April 20th, 2008
In my own anxiety of trying to figure out how to spend my time when I will have no consistent employment hours and no homework all summer, I apparently completely forgot that the ABC drama that I haven’t given up on is returning from its strike hiatus for a short few episodes. Brothers & Sisters has been fairly good this season, if a bit predictable at parts, but I’m glad to see it returning if only so we can get back more serial television.
This is one of the few shows that can’t act as if no time has passed, as it was embroiled in the Republican primary system when we last left it. Before we hit the title, McAllister is bowing out of the race and we’re flashing forward three months to a world where presidency is replaced with pregnancy in the grand scheme of things.
It’s a smart decision because it allows for a partial reset of some storylines, particularly the dramatic tension in Tommy’s life. Instead, we get to return to Walkers being Walkers as the family faces a crisis and a celebration: Rebecca’s birthday and Isaac (Danny Glover) inviting Nora to live with him in Washington. Needless to say, this creates plenty of drama for the episode to draw from.

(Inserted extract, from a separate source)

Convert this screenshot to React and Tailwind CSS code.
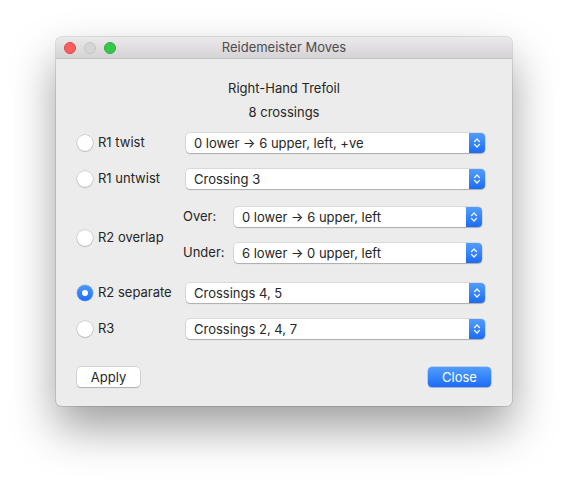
import React from 'react';

const font = { fontFamily: 'Inter, "Liberation Sans", sans-serif' };

function Chevrons() {
  return (
    <svg width="8" height="12" viewBox="0 0 8 12" fill="none">
      <path d="M1.5 4.6 L4 2 L6.5 4.6" stroke="white" strokeWidth="1.3" strokeLinecap="round" strokeLinejoin="round" />
      <path d="M1.5 7.4 L4 10 L6.5 7.4" stroke="white" strokeWidth="1.3" strokeLinecap="round" strokeLinejoin="round" />
    </svg>
  );
}

function Popup({ value, className = 'w-[299px]' }) {
  return (
    <div className={`flex h-[20px] items-stretch rounded-[4px] bg-white shadow-[0_0_0_0.5px_rgba(0,0,0,0.16),0_1px_1px_rgba(0,0,0,0.2)] ${className}`}>
      <span className="flex-1 truncate pl-[8px] text-[13px] leading-[20px] text-[#262626]">{value}</span>
      <span className="flex w-[16px] items-center justify-center rounded-r-[4px] bg-gradient-to-b from-[#519dfc] to-[#1a6cf5]">
        <Chevrons />
      </span>
    </div>
  );
}

function Radio({ label, checked }) {
  return (
    <div className="flex items-center gap-[5px]">
      {checked ? (
        <span className="flex h-[16px] w-[16px] items-center justify-center rounded-full bg-gradient-to-b from-[#4c9afb] to-[#1c6ef5] shadow-[0_0_0_0.5px_rgba(0,60,200,0.3)]">
          <span className="h-[6px] w-[6px] rounded-full bg-white" />
        </span>
      ) : (
        <span className="h-[16px] w-[16px] rounded-full bg-white shadow-[0_0_0_0.5px_rgba(0,0,0,0.22),0_1px_1px_rgba(0,0,0,0.15)]" />
      )}
      <span className="text-[13px] text-[#262626]">{label}</span>
    </div>
  );
}

export default function App() {
  return (
    <div className="min-h-[480px] bg-white pl-[56px] pt-[37px]" style={font}>
      <div className="w-[456px] overflow-hidden rounded-[5px] bg-[#ececec] shadow-[0_0_0_0.5px_rgba(0,0,0,0.22),0_22px_45px_rgba(0,0,0,0.38)]">
        {/* title bar */}
        <div className="relative flex h-[22px] items-center border-b border-[#c4c4c4] bg-gradient-to-b from-[#ebe9eb] to-[#d5d3d5]">
          <div className="flex gap-[8px] pl-[8px]">
            <span className="h-[12px] w-[12px] rounded-full border-[0.5px] border-[#e0443e] bg-[#fc605c]" />
            <span className="h-[12px] w-[12px] rounded-full border-[0.5px] border-[#c4c4c4] bg-[#d6d6d6]" />
            <span className="h-[12px] w-[12px] rounded-full border-[0.5px] border-[#2dac3e] bg-[#35c84a]" />
          </div>
          <div className="absolute inset-0 flex items-center justify-center text-[13px] text-[#4d4d4d]">
            Reidemeister Moves
          </div>
        </div>

        {/* body */}
        <div className="pl-[21px] pr-[21px] pt-[21px] pb-[19px] text-[#262626]">
          <div className="text-center text-[13px] leading-[16px]">Right-Hand Trefoil</div>
          <div className="mt-[8px] text-center text-[13px] leading-[16px]">8 crossings</div>

          <div className="mt-[13px] flex items-center">
            <div className="w-[109px]"><Radio label="R1 twist" /></div>
            <Popup value="0 lower → 6 upper, left, +ve" />
          </div>

          <div className="mt-[16px] flex items-center">
            <div className="w-[109px]"><Radio label="R1 untwist" /></div>
            <Popup value="Crossing 3" />
          </div>

          <div className="mt-[18px] flex items-center">
            <div className="mt-[5px] w-[106px]"><Radio label="R2 overlap" /></div>
            <div className="flex flex-col gap-[16px]">
              <div className="flex items-center">
                <span className="w-[51px] text-[13px]">Over:</span>
                <Popup value="0 lower → 6 upper, left" className="w-[248px]" />
              </div>
              <div className="flex items-center">
                <span className="w-[51px] text-[13px]">Under:</span>
                <Popup value="6 lower → 0 upper, left" className="w-[248px]" />
              </div>
            </div>
          </div>

          <div className="mt-[20px] flex items-center">
            <div className="w-[109px]"><Radio label="R2 separate" checked /></div>
            <Popup value="Crossings 4, 5" />
          </div>

          <div className="mt-[16px] flex items-center">
            <div className="w-[109px]"><Radio label="R3" /></div>
            <Popup value="Crossings 2, 4, 7" />
          </div>

          <div className="mt-[28px] flex items-center justify-between">
            <button className="h-[20px] w-[63px] rounded-[4px] bg-white text-[13px] leading-[20px] text-[#262626] shadow-[0_0_0_0.5px_rgba(0,0,0,0.2),0_1px_1px_rgba(0,0,0,0.18)]">
              Apply
            </button>
            <button className="h-[20px] w-[63px] rounded-[4px] bg-gradient-to-b from-[#519dfc] to-[#1a6cf5] text-[13px] leading-[20px] text-white shadow-[0_0_0_0.5px_rgba(0,60,200,0.35),0_1px_1px_rgba(0,0,0,0.15)]">
              Close
            </button>
          </div>
        </div>
      </div>
    </div>
  );
}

Nora’s acceptance of Isaac’s proposal of sorts is a ripple effect that brings out the worst (For us, the best) of the Walker siblings: scheming, nosy and conniving in a comic fashion, their various dynamics are a great counterpoint to Danny Glover’s soft-spoken politico. Whether it was the boys grilling him over a game of golf, or Kevin breaking down in tears over the thought of it all (And Sarah slapping him), it was a fine return to form.
Watching the siblings literally self-destruct on screen is always enjoyable, but the interesting thing is that they are somewhat right: we as the viewer are aware of the same problems with her decision as they are. However, Nora’s heartfelt monologue over how her family treats her, which is perhaps even more valid, cuts right to the heart of the matter – this is a family that isn’t really great at getting along. This isn’t exactly a newsflash, but it’s a nice point to lead into the rest of he season.
I always like episodes that ask the viewer to make their own decision, so the earth-shattering change in the siblings after Nora’s speech kind of disappointed me. It was good for Kitty and Nora to have their moment, where it all relates back to the comparison between their respective departures from California, and as far as Walker family decisions go this one was probably handled in as thorough a fashion as possible – I think I just wanted us to have to think about it for a bit longer on my own.
Her decision to stay, of course, was to be found in both common sense logic and the opening credits – but it still felt impactful, and even though “nothing” has changed locationally it was a nice character moment for Nora and most involved. Similarly, the logical addition of McAllister as VP on Taylor’s ticket was written in stone when the character had nothing to do all episode, and as one book closes (Nora and Isaac) another opens (McAllister on the ticket).
The other point of drama is what the show has been marching towards for quite some time now – the inevitable Justin/Rebecca relationship. Even before Ken Olin arrived on the scene, the writing was on the wall, but here it finally broke free as Holly admits to the remote change David is her father. That it was Justin who broke the news to her is really quite self-centered, considering where the characters are clearly headed, but let’s chalk it up to cousinly appreciation to reduce how frakkin’ creepy it is.
The episode’s biggest problem was that its lack of family-related drama seemed unimportant by comparison: Sarah’s tryst with Steven Weber is mired up in concerns over inter-office dating and avoiding Saul, and it just doesn’t seem to resonate on the same level as everything else. It just didn’t matter in the end, with everything else marching on at a different beat – I actually don’t even get it, since her financial advisor approved the deal and all, but I guess she’s just being neurotic.
But on the whole, a multi-layered and engaging return hour for the series.
- I’m not sure if Ken Olin, more of a director by trade, is really that great an actor, but the casting is smart mostly because he does have great chemistry (In both blissful and vengeful moments) with Patricia Wettig, his real life wife.
- I will miss Danny Glover, presuming that we won’t be seeing much more of him for at least a while – he wasn’t a huge presence, but it was nice to have someone who was more of a quiet contributor to the storylines versus the rather broad characterizations of the Walkers themselves.
- My favourite moment of the episode was definitely Sarah completely ignoring any other element outside of her own children when considering Nora’s departure – that’s the kind of selfish thinking I like to see.